Keprihatinan senator asal Aceh, Azhari Cage, terhadap money politic adalah satu dari jutaan keprihatinan pendukung demokrasi di tanah air. Apa bentuk keprihatinan Cage?
"Tindakan tersebut mencederai demokrasi dan merusak tatanan berbangsa dan bernegara (TribunGayo.com 2 Desember 2024)."
Ditengah masyarakat pragmatis saat ini, keprihatinan Cage terasa makin nyata. Kenapa? Karena masyarakat pragmatis tidak terlalu terikat pada prinsip atau ideologi tertentu jika hal tersebut tidak memberikan hasil yang diinginkan.
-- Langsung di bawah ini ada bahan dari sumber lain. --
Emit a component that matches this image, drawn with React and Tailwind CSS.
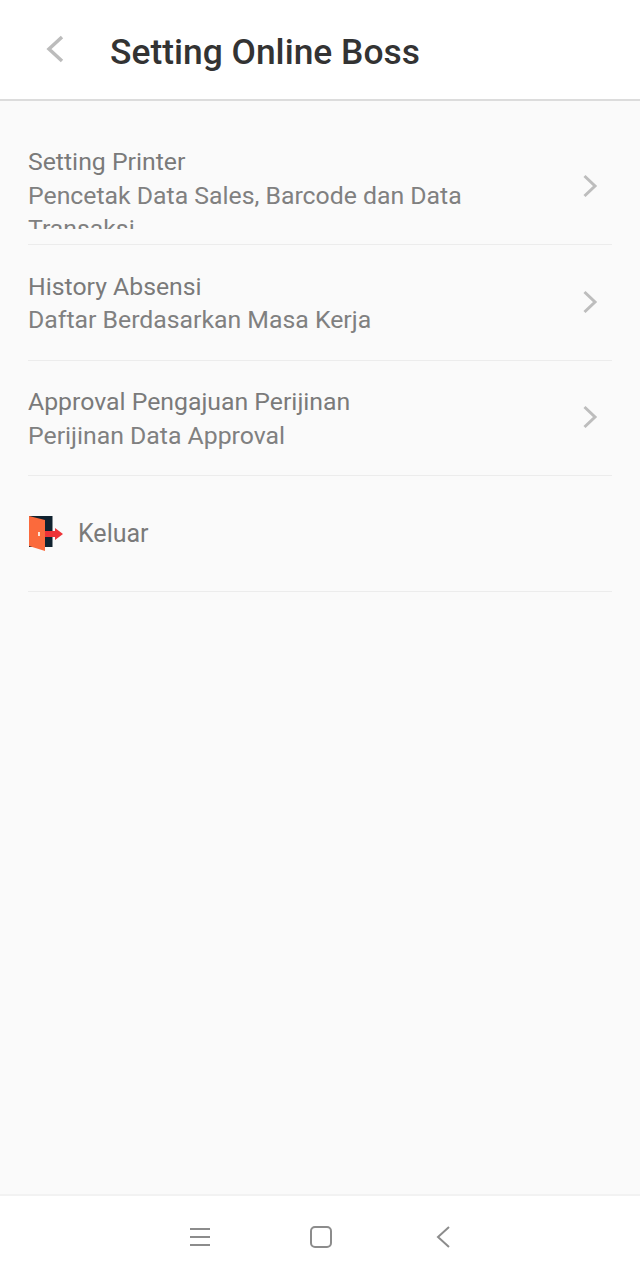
const MENU = [
  { title: 'Setting Printer', desc: 'Pencetak Data Sales, Barcode dan Data Transaksi' },
  { title: 'History Absensi', desc: 'Daftar Berdasarkan Masa Kerja' },
  { title: 'Approval Pengajuan Perijinan', desc: 'Perijinan Data Approval' },
];

function Chevron() {
  return (
    <svg width="16" height="24" viewBox="0 0 16 24" fill="none" stroke="#bdbdbd" strokeWidth="3" className="shrink-0">
      <path d="M2.5 2 L13 12 L2.5 22" />
    </svg>
  );
}

function DoorIcon() {
  return (
    <svg width="36" height="36" viewBox="0 0 36 36">
      <rect x="1" y="0" width="23.5" height="31" fill="#10222f" />
      <path d="M1 0 L17 4 L17 35 L1 30 Z" fill="#fb6a3c" />
      <rect x="10" y="16" width="2" height="4" fill="#ffe3d6" />
      <path d="M17 15 H27 V12 L35 18 L27 24 V21 H17 Z" fill="#ee3338" />
    </svg>
  );
}

export default function App() {
  return (
    <div className="w-[640px] h-[1280px] flex flex-col bg-[#fafafa] font-['Roboto',sans-serif]">
      {/* Header */}
      <header className="h-[101px] shrink-0 flex items-center bg-white border-b-2 border-[#dcdcdc]">
        <svg width="20" height="28" viewBox="0 0 20 28" fill="none" stroke="#bcbcbc" strokeWidth="3.5" className="ml-[45px] mb-[1px]">
          <path d="M17 2 L4 14 L17 26" />
        </svg>
        <h1 className="ml-[45px] text-[35.4px] font-medium text-[#333333] leading-none mt-[7px]">Setting Online Boss</h1>
      </header>

      {/* Menu */}
      <main className="flex-1 pt-[28px] px-[28px]">
        {MENU.map((item) => (
          <div key={item.title} className="h-[116px] last-of-type:h-[115px] [&:nth-child(3)]:h-[115px] flex items-center justify-between border-b border-[#ececec]">
            <div className="w-[470px] max-h-[84px] overflow-hidden text-[24.8px] leading-[33.5px] text-[#808080] mt-[1px]">
              <div className="text-[#7a7a7a]">{item.title}</div>
              <div>{item.desc}</div>
            </div>
            <div className="mr-[14px] mb-[2px]"><Chevron /></div>
          </div>
        ))}
        <div className="h-[116px] flex items-center border-b border-[#ececec]">
          <DoorIcon />
          <span className="ml-[14px] text-[25px] text-[#7a7a7a]">Keluar</span>
        </div>
      </main>

      {/* Android nav bar */}
      <footer className="h-[86px] shrink-0 flex items-center bg-white border-t-2 border-[#f2f2f2] pb-[2px]">
        <svg width="22" height="20" viewBox="0 0 22 20" fill="none" stroke="#8c8c8c" strokeWidth="1.8" className="ml-[189px]">
          <path d="M1 2 H21 M1 10 H21 M1 18 H21" />
        </svg>
        <svg width="24" height="24" viewBox="0 0 24 24" fill="none" stroke="#8c8c8c" strokeWidth="2" className="ml-[98px]">
          <rect x="2" y="2" width="20" height="20" rx="4" />
        </svg>
        <svg width="16" height="24" viewBox="0 0 16 24" fill="none" stroke="#8c8c8c" strokeWidth="2" className="ml-[102px]">
          <path d="M14 2 L3 12 L14 22" />
        </svg>
      </footer>
    </div>
  );
}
Apa hasil yang diinginkan? Seberapa besar yang bisa mereka dapatkan hari ini. Benar salah tidak penting. Idealisme dan kesetiaan, itu nomor kesekian.
Bagi mereka, anda jual kami beli. Cocok harga angkat barang. Suara dalam Pemilu dihargai sekian rupiah, sikat. Tanpa disadari, sebenarnya praktik semacam itu akan menjadi bagian budaya politik.
Tepatnya menjadi budaya politik masyarakat pragmatis ketika jual beli suara pemilih dianggap biasa. Berbahaya memang, karena democracy sudah dibajak oleh moneycracy.
Praktik itu membenarkan kesimpulan tulisan Ratu Belva Rasendriya Athallah berjudul "Politik Indonesia, Demokrasi atau Moneykrasi" dalam kumparan.com (26 Desember 2020).
Dikatakannya bahwa "sistem politik di Indonesia saat ini sudah mengalami pergeseran istilah menjadi moneycracy atau sistem pemerintahan yang digerakan oleh uang dan untuk mencari uang."
Pergeseran itu menjadi era paling krusial dalam keberlanjutan demokrasi kedepan. Dikatakan krusial, karena pemilu di negeri ini tidak berjalan sesuai dengan semangat reformasi.
Reformasi yang mengharapkan praktik politik dan kepemerintahan bebas dari KKN (kolusi, korupsi dan nepotisme), malah hari ini semakin menggila.